Il tema è emerso di recente in occasione di un forum promosso da Slow Food in occasione dell’edizione 2020 di Terra Madre. «I semi tradizionali rappresentano uno dei sistemi per far fronte alla crisi climatica» sostiene l’organizzazione che propone, al tempo stesso, di «puntare sempre più sulla biodiversità esistente anziché lavorare sulle sementi transgeniche». Il fatto, nota Jordi Limón Marsa, proprietario e chef di due ristoranti a Barcellona, è che i consumatori «spesso non conoscono l’origine dei semi» ignorando ad esempio se questi ultimi siano stati trattati.

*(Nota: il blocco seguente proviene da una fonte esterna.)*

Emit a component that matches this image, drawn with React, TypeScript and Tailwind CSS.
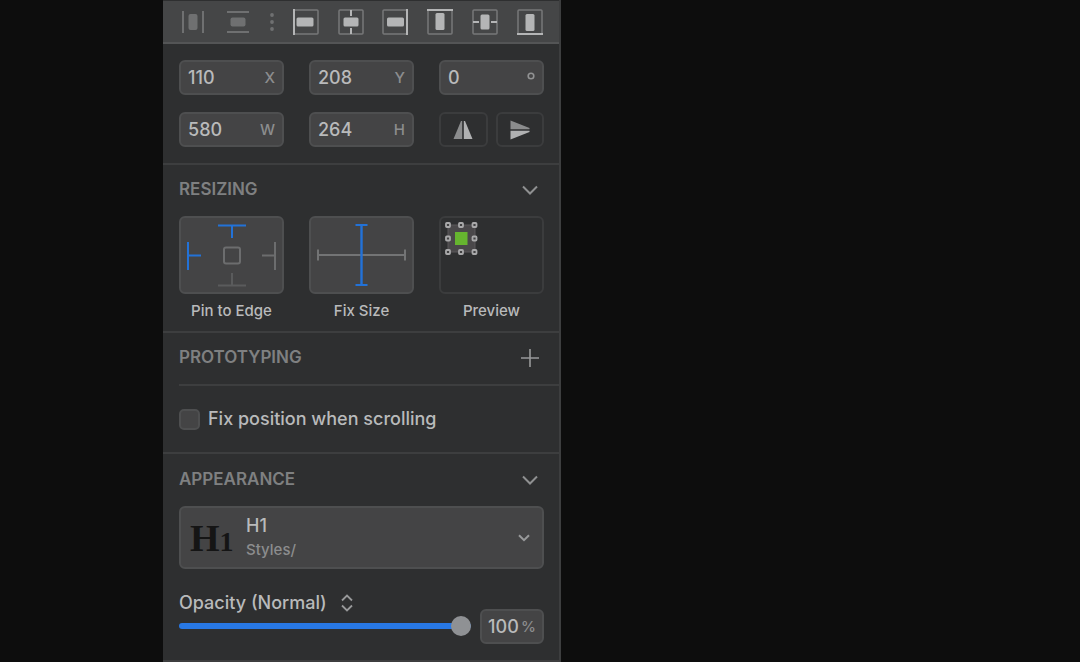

Il rischio, a quel punto, è di trovarsi di fronte a prodotti originatisi a partire da varietà ibride, frutto della selezione artificiale di alcune caratteristiche. Oppure transgeniche, ovvero modificate con l’innesto di geni provenienti da altre piante o animali. In entrambi i casi i semi non possono essere recuperati e il risultato è che gli agricoltori si trovano a «dipendere» dai laboratori e dalle aziende che li hanno brevettati.

A Barcellona un orto della tradizione

Limón Marsa, da parte sua, ha deciso di perseguire una strategia differente. Nei suoi ristoranti vengono infatti utilizzate solo le verdure coltivate nell’orto di proprietà dove si impiegano i semi tradizionali. Di che si tratta? Essenzialmente di varietà vecchie di migliaia di anni e vincolate alle zone di produzione. Quello che accade, in sintesi, è che uno stesso ceppo finisce per sviluppare caratteristiche differenti per adattarsi al diverso tipo di terreno e alle condizioni climatiche. È il caso, ad esempio, di una nota famiglia di pomodori cui appartengono le varietà conosciute come San Marzano, pomodoro Pera e Corno delle Ande coltivate rispettivamente in Italia, Spagna e Perù. «Stesso ceppo ma diverso adattamento al territorio», prosegue lo chef. Che aggiunge: «L’aspetto positivo è che questi semi non si possono brevettare e possono essere ripiantati all’infinito».

Dai semi un assist alla biodiversità

L’uso di questi semi non contribuisce soltanto alla conservazione delle varietà antiche ma diventa uno strumento utile per il recupero della biodiversità e della salute dei terreni. È il caso degli interventi sui suoli degradati, ovvero su quei terreni vittime della riconversione o della coltura intensiva. Molto interesse, in questo stesso, sta suscitando ultimamente l’attenta opera di ripristino nel Cerrado brasiliano, una delle aree agricole più importanti del mondo. Qui un’organizzazione che coinvolge scienziati, ambientalisti e veri e propri “collezionisti” di semi tradizionali si sta impegnando per ripopolare i terreni con la loro vegetazione originale. Una massiccia attività di recupero dell’intero suolo brasiliano, nota una ricerca, potrebbe richiedere l’impiego di 15.600 tonnellate di semi tradizionali. L’iniziativa genererebbe fino a 57mila posti di lavoro oltre a redditi complessivi pari a 146 milioni di dollari.